Google Sheets is a browser-based app that allows users to analyze data and is a great free alternative to programs like Excel.
Previously known as Google Spreadsheets, users can import CSV or Excel files and access it on any computer with an internet connection. Other perks include sharing options and Google-driven search functions.
It came out several years ago, but some have hesitated to make the switch because it lacked the powerful functions that Excel had. However, that changed recently when Google introduced add-ons that allowed programmers to expand on its functionality, like getting rid of duplicate rows.
This tutorial will show you how make pivot tables in Google Sheets. Pivot tables is a way to summarize and explore data interactively. It helps extract what might be significant from a large, detailed data set. I’ve also written about how to do the same thing in R.
We’ll be working with data from the National Institute of Health. We’re going to investigate how many research grants were awarded in the state of Connecticut.
First, import the research_grants.csv data into Google Sheets.
Select all the rows and columns with values (ctrl + a, cmd + a, or click the cell where the rows and column headers intersect), and then click on Data > Pivot tables in the menu.
A new sheet will pop up with a blank grid.
Here’s where you can explore the data interactively. Let’s start out with a basic question: Where does Connecticut rank in number of NIH grants in the country?
On the right, in the window called Report Editor, click the Add field link next to Rows. Scroll down the pull down menu and click recipient_state_code. Everything from the recipient_state_code column in the original spreadsheet will pop up on the left (You can double check the original data by clicking Sheet 1 at the bottom left of the window).
Skip Columns for now and select Add field next to Values. We want to count how many times a state occurs up in the original data set. You could theoretically select anything in the values pulldown, but let’s go ahead and select recipient_zip.
The default shows up as SUM, which adds up all the zipcodes. That’s not what we want. Go to the pulldown next to Summarize by: and select COUNTA.
OK, there were 12 grants awarded to organizations in Connecticut in 2013. Where does that rank?
We need to sort the new data. But we can’t sort this particular sheet where the pivot table was created. We need to copy and paste the data into a new sheet. Copy and right-click when pasting to select Paste special > Values only. This will make no extra formulas or pivot table code was picked up.
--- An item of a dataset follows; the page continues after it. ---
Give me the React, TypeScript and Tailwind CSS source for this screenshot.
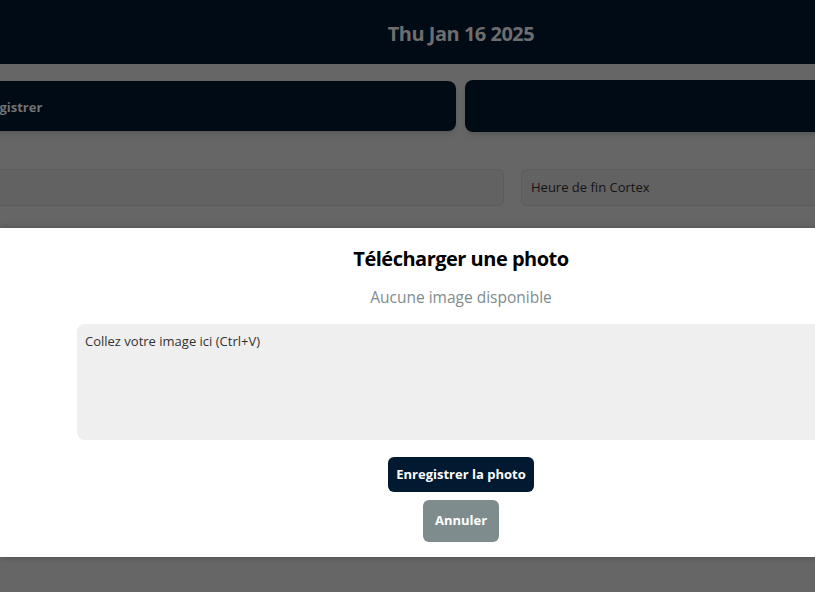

Go ahead and add the column headers. Select the header of the column with the grant counts and then right click the arrow button in the header and select Sort A-Z
It looks like Connecticut ranks 13th in the country. Meh.
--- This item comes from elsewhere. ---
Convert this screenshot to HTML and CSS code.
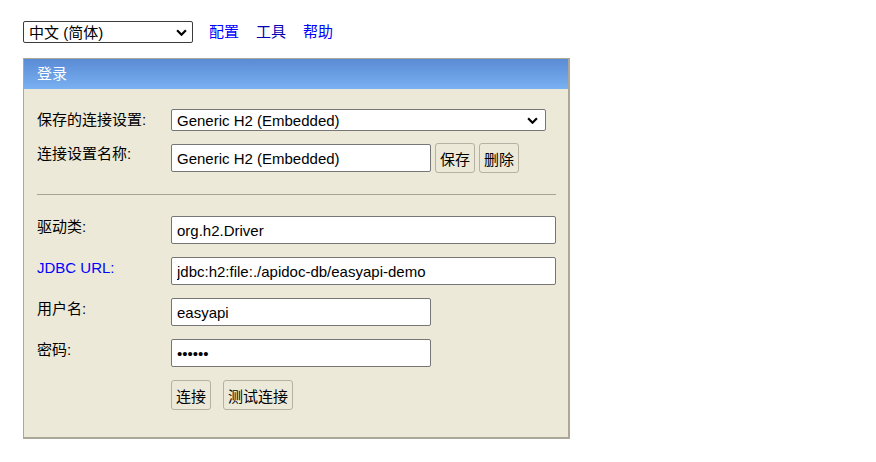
FILE: index.html
```html
<!DOCTYPE html>
<html lang="zh-CN">
<head>
  <meta charset="UTF-8" />
  <title>H2 Console</title>
  <link rel="stylesheet" href="styles.css">
</head>
<body>
  <div class="toolbar">
    <div class="select-wrap">
      <select class="lang-select">
        <option>中文 (简体)</option>
      </select>
      <svg class="chevron" viewBox="0 0 10 6"><polyline points="1,1 5,5 9,1" /></svg>
    </div>
    <a href="#" class="nav">配置</a>
    <a href="#" class="nav visited">工具</a>
    <a href="#" class="nav">帮助</a>
  </div>

  <form class="login">
    <div class="login-title">登录</div>
    <div class="login-body">
      <div class="row row-setting">
        <label>保存的连接设置:</label>
        <div class="select-wrap">
          <select class="setting-select">
            <option>Generic H2 (Embedded)</option>
          </select>
          <svg class="chevron chevron-setting" viewBox="0 0 10 6"><polyline points="1,1 5,5 9,1" /></svg>
        </div>
      </div>
      <div class="row row-name">
        <label>连接设置名称:</label>
        <input type="text" class="short" value="Generic H2 (Embedded)">
        <button type="button" class="btn btn-save">保存</button>
        <button type="button" class="btn btn-remove">删除</button>
      </div>

      <hr>

      <div class="row">
        <label>驱动类:</label>
        <input type="text" class="wide" value="org.h2.Driver">
      </div>
      <div class="row">
        <label class="url">JDBC URL:</label>
        <input type="text" class="wide" value="jdbc:h2:file:./apidoc-db/easyapi-demo">
      </div>
      <div class="row">
        <label>用户名:</label>
        <input type="text" class="short" value="easyapi">
      </div>
      <div class="row">
        <label>密码:</label>
        <input type="password" class="short" value="easyap">
      </div>
      <div class="row row-actions">
        <label></label>
        <button type="button" class="btn">连接</button>
        <button type="button" class="btn btn-test">测试连接</button>
      </div>
    </div>
  </form>
</body>
</html>
```

FILE: styles.css
```css
body {
  margin: 0;
  padding: 21px 0 0 23px;
  font-family: "Liberation Sans", "Noto Sans CJK SC", sans-serif;
  font-size: 15px;
  color: #000;
  background: #fff;
}
.toolbar {
  display: flex;
  align-items: center;
  height: 22px;
}
.select-wrap {
  position: relative;
}
select, input, button {
  font-family: "Liberation Sans", "Noto Sans CJK SC", sans-serif;
  font-size: 15px;
  color: #000;
  box-sizing: border-box;
}
select {
  appearance: none;
  -webkit-appearance: none;
  background: #fff;
  border-radius: 2px;
  margin: 0;
  display: block;
}
.lang-select {
  width: 170px;
  height: 22px;
  border: 1px solid #3c3c3c;
  padding: 0 0 0 5px;
}
.chevron {
  position: absolute;
  right: 6px;
  top: 8px;
  width: 11px;
  height: 7px;
  pointer-events: none;
  fill: none;
  stroke: #000;
  stroke-width: 2;
}
.chevron-setting {
  right: 8px;
}
.nav {
  margin-left: 17px;
  color: #0000ff;
  text-decoration: none;
  line-height: 22px;
}
.nav:first-of-type {
  margin-left: 16px;
}
.nav.visited {
  color: #0000b0;
}

.login {
  margin: 15px 0 0;
  width: 544px;
  border-style: solid;
  border-color: #aca899;
  border-width: 1px 2px 2px 1px;
  background: #ece9d8;
}
.login-title {
  height: 30px;
  line-height: 30px;
  padding-left: 13px;
  color: #fff;
  background: linear-gradient(#5a8bd5, #79b1f1);
}
.login-body {
  padding: 20px 11px 27px 13px;
}
.row {
  display: flex;
  align-items: flex-start;
  margin-bottom: 13px;
}
.row label {
  flex: none;
  width: 134px;
  padding-top: 2px;
  line-height: 18px;
}
.row label.url {
  color: #0000ff;
}
.row-setting {
  margin-bottom: 12px;
}
.setting-select {
  width: 375px;
  height: 22px;
  border: 1px solid #767676;
  padding: 0 0 0 5px;
}
.row-name {
  margin-bottom: 0;
  align-items: center;
}
.row-name label {
  align-self: flex-start;
}
input {
  height: 28px;
  border: 1px solid #767676;
  border-radius: 2px;
  padding: 0 5px;
  margin: 0;
  background: #fff;
}
input.short {
  width: 260px;
}
input.wide {
  width: 385px;
}
.btn {
  height: 30px;
  margin: 0;
  padding: 0 4px;
  background: #ece9d8;
  border: 1px solid #b5b2a5;
  border-radius: 3px;
}
.btn-save {
  margin-left: 4px;
}
.btn-remove {
  margin-left: 4px;
}
.btn-test {
  margin-left: 12px;
}
.row-actions {
  margin-bottom: 0;
}
hr {
  height: 0;
  border: 0;
  border-top: 1px solid #a7a497;
  margin: 21px 1px 21px 0;
}
```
But what about in total grant money? Where does Connecticut rank there?
Go back to the Pivot Table 1 sheet at the bottom
Get rid of the Display: recipient_zip in the Values window and instead add total_funding_amount. This time in Summarize by: select SUM in the pulldown menu.
Copy and paste the results into another sheet so you can analyze it. Sort it and you’ll see that CT is ranked sixth in total NIH grants for 2013. That’s interesting.
Let’s do another.
This time let’s take a look at which specific entities are getting the grants, how much total money they’re getting, as well as the average.
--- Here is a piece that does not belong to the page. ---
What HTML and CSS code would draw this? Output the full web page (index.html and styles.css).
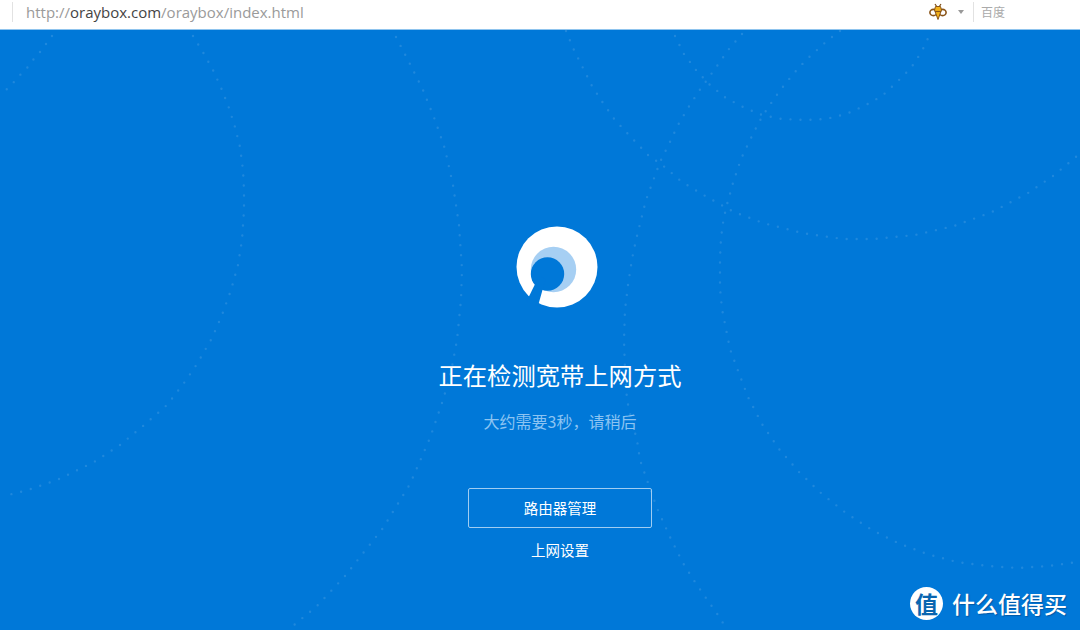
FILE: index.html
```html
<!DOCTYPE html>
<html lang="zh-CN">
<head>
<meta charset="utf-8">
<title>oraybox</title>
<link rel="stylesheet" href="styles.css">
</head>
<body>
<header class="bar">
  <div class="url"><span class="dim">http://</span><span class="host">oraybox.com</span><span class="dim">/oraybox/index.html</span></div>
  <div class="search">
    <svg class="bee" width="18" height="18" viewBox="0 0 18 18">
      <path class="bee-line" d="M6 1 8 4M12 1 10 4"/>
      <ellipse class="bee-wing" cx="4.4" cy="9.5" rx="3.5" ry="3.1"/>
      <ellipse class="bee-wing" cx="13.6" cy="9.5" rx="3.5" ry="3.1"/>
      <path class="bee-body" d="M6.5 3.5h5l1 3.5-3.500 9.500-3.500-9.500z"/>
      <path class="bee-band" d="M5.800 8.500h6.400"/>
    </svg>
    <svg class="caret" width="6" height="4" viewBox="0 0 6 4"><path d="M0 0h6L3 4z"/></svg>
    <span class="divider"></span>
    <span class="engine">百度</span>
  </div>
</header>
<main class="stage">
  <svg class="curves" width="1080" height="600" viewBox="0 30 1080 600">
    <polyline points="52,36 46,44 40,52 33,60 27,68 20,75 13,83 6,90 0,95"/>
    <polyline points="193,36 204,54 214,72 222,90 229,108 235,127 240,147 243,170 244,190 244,210 242,240 238,265 231,290 222,315 212,338 197,364 184,383 167,405 143,426 120,445 94,462 57,480 28,490 8,495"/>
    <polyline points="396,37 410,64 423,90 435,120 445,149 453,185 459,225 462,269 461,300 459,320 457,340 451,372 443,400 430,438 410,484 383,528 345,576 317,606 294,625"/>
    <polyline points="566,31 574,50 583,68 592,86 603,103 615,120 629,135 650,157 660,163 682,182 707,197 734,212 763,223 802,233 843,239 874,239 915,235 954,226 992,212 1028,193 1053,176 1077,156"/>
    <polyline points="840,31 828,40 817,50 806,60 795,72 785,84 776,96 767,109 759,122 750,140 741,159 733,183 726,208 723,223 721,238 720,258 720,288 722,309 726,329 730,349 737,368 748,397 762,424 779,449 799,472 822,494 846,513 872,530 898,543 927,554 957,562 988,566 1018,568 1048,566 1078,562"/>
    <polyline points="675,36 684,54 696,70 710,85 726,98 743,107 762,115 782,119 806,120 826,119 846,114 864,106 882,96 897,82 911,68 922,51 931,32"/>
    <polyline points="742,34 729,49 717,66 699,91 688,108 678,125 669,144 660,162 653,181 646,200 641,220 636,240 632,259 628,285 625,310 624,340 625,370 627,400 632,422 637,440 640,460 647,480 657,508 670,537 683,563 695,582 706,598 718,615 723,623"/>
  </svg>
  <div class="panel">
    <svg class="logo" width="82" height="82" viewBox="0 0 82 82">
      <circle class="logo-white" cx="41" cy="41" r="40.5"/>
      <circle class="logo-light" cx="37.500" cy="43.500" r="22.700"/>
      <circle class="logo-hole" cx="31.500" cy="48" r="16.700"/>
      <path class="logo-hole" d="M23 50 29.600 53 22 80 10.500 75.500z"/>
    </svg>
    <h1 class="title">正在检测宽带上网方式</h1>
    <p class="hint">大约需要3秒，请稍后</p>
    <a class="btn">路由器管理</a>
    <a class="link">上网设置</a>
  </div>
</main>
<div class="mark">
  <span class="mark-badge">值</span>
  <span class="mark-text">什么值得买</span>
</div>
</body>
</html>
```
FILE: styles.css
```css
* { box-sizing: border-box; }
html, body { margin: 0; height: 100%; }
body {
  width: 1080px;
  height: 630px;
  overflow: hidden;
  display: flex;
  flex-direction: column;
  position: relative;
  font-family: "Noto Sans CJK SC", "Noto Sans", sans-serif;
  background: #0078d8;
}
.bar {
  height: 30px;
  flex: none;
  background: #fff;
  border-bottom: 1px solid #8fc4ee;
  display: flex;
  justify-content: space-between;
  padding: 2px 0 0 12px;
}
.url {
  height: 20px;
  border-left: 1px solid #e2e2e2;
  padding-left: 13px;
  font: 15px/20px "Open Sans", sans-serif;
  white-space: nowrap;
}
.dim { color: #9a9a9a; }
.host { color: #444; }
.search {
  width: 151px;
  height: 20px;
  display: flex;
  align-items: center;
}
.bee { flex: none; }
.bee-line { fill: none; stroke: #7a4a12; stroke-width: 1.2; }
.bee-wing { fill: #fff; stroke: #8a5418; stroke-width: 1.6; }
.bee-body { fill: #f2b21c; stroke: #8a5418; stroke-width: 1; }
.bee-band { stroke: #8a5418; stroke-width: 1.2; }
.caret { margin-left: 11px; fill: #999; }
.divider { width: 1px; height: 20px; background: #e2e2e2; margin-left: 9px; }
.engine { margin-left: 7px; font-size: 12px; line-height: 20px; color: #aaa; }
.stage {
  flex: 1;
  position: relative;
}
.curves {
  position: absolute;
  left: 0;
  top: 0;
  fill: none;
  stroke: #fff;
  stroke-opacity: .12;
  stroke-width: 2.4;
  stroke-linecap: round;
  stroke-dasharray: 0 10;
}
.panel {
  position: relative;
  display: flex;
  flex-direction: column;
  align-items: center;
  padding: 196px 0 0 40px;
  color: #fff;
}
.logo { display: block; margin-left: -6px; }
.logo-white { fill: #fff; }
.logo-light { fill: #a6cff3; }
.logo-hole { fill: #0078d8; }
.title {
  margin: 49px 0 0;
  font-size: 24.3px;
  line-height: 36px;
  font-weight: 400;
}
.hint {
  margin: 16px 0 0;
  font-size: 16px;
  line-height: 24px;
  color: #8cc4f2;
}
.btn {
  margin-top: 55px;
  width: 184px;
  height: 40px;
  border: 1px solid #a0cdf2;
  border-radius: 2px;
  font-size: 14.5px;
  line-height: 38px;
  text-align: center;
}
.link {
  margin-top: 11px;
  font-size: 14.5px;
  line-height: 22px;
}
.mark {
  position: absolute;
  left: 910px;
  top: 587px;
  display: flex;
  align-items: center;
  gap: 9px;
  color: #fff;
}
.mark-badge {
  width: 33px;
  height: 33px;
  border-radius: 50%;
  background: #fff;
  color: #0a66b0;
  font-size: 23px;
  line-height: 32px;
  font-weight: 700;
  text-align: center;
}
.mark-text {
  font-size: 23px;
  line-height: 33px;
  font-weight: 500;
  text-shadow: 1px 1px 1px rgba(0, 60, 120, .5);
}
```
Change the Group by: to recipient_name and change Values: to Display: recipient_zip and Summarize by: COUNTA.
Then click Add field next to Values: to add another column in the pivot table. We have a grant count column but now we want to see how much total money each entity is getting.
Select total_funding_amount in Display: . Set Summarize to SUM
Repeat the process again for total_funding_amount to add a column that calculates the average of total_funding_amount.
Copy and paste the data (values only) into another sheet so it can be sorted. It looks like Yale has got all 12 grants that were awarded in Connecticut. And after sorting the total grant figures, it appears Yale received $10 million in NIH research grants. That’s fifth out of nearly 200 other organizations that got similar funding in 2013. Averaged out, each Yale grant amounted to about $850,000.
Last one. This time to show an example of what happens when you Add field in the Column: window of the Report Editor.
Go back to sorting the column by recipient_state_code.
In Columns click Add field and select recipient_type from the pulldown menu.
In Values select Summarize total_funding_amount by SUM
This broke out the data into even more specific figures than before. Last time we looked at how much total money each state got from NIH grants. But this extra variable in the Column field broke out the amount by more specific factors.
This new table we created took the original data of 577 rows and 40 columns and summarized it to tell us how much grant money was going to each state and, more specifically, how much was going to different types of groups.
Before, we saw that Connecticut was ranked 7th in total NIH federal grants. But after drilling into the data with the additional type column, we see that Connecticut is ranked 5th in NIH grants given to private higher education in 2013.
Pivot tables is a powerful and easy way to make sense of big data. Have fun.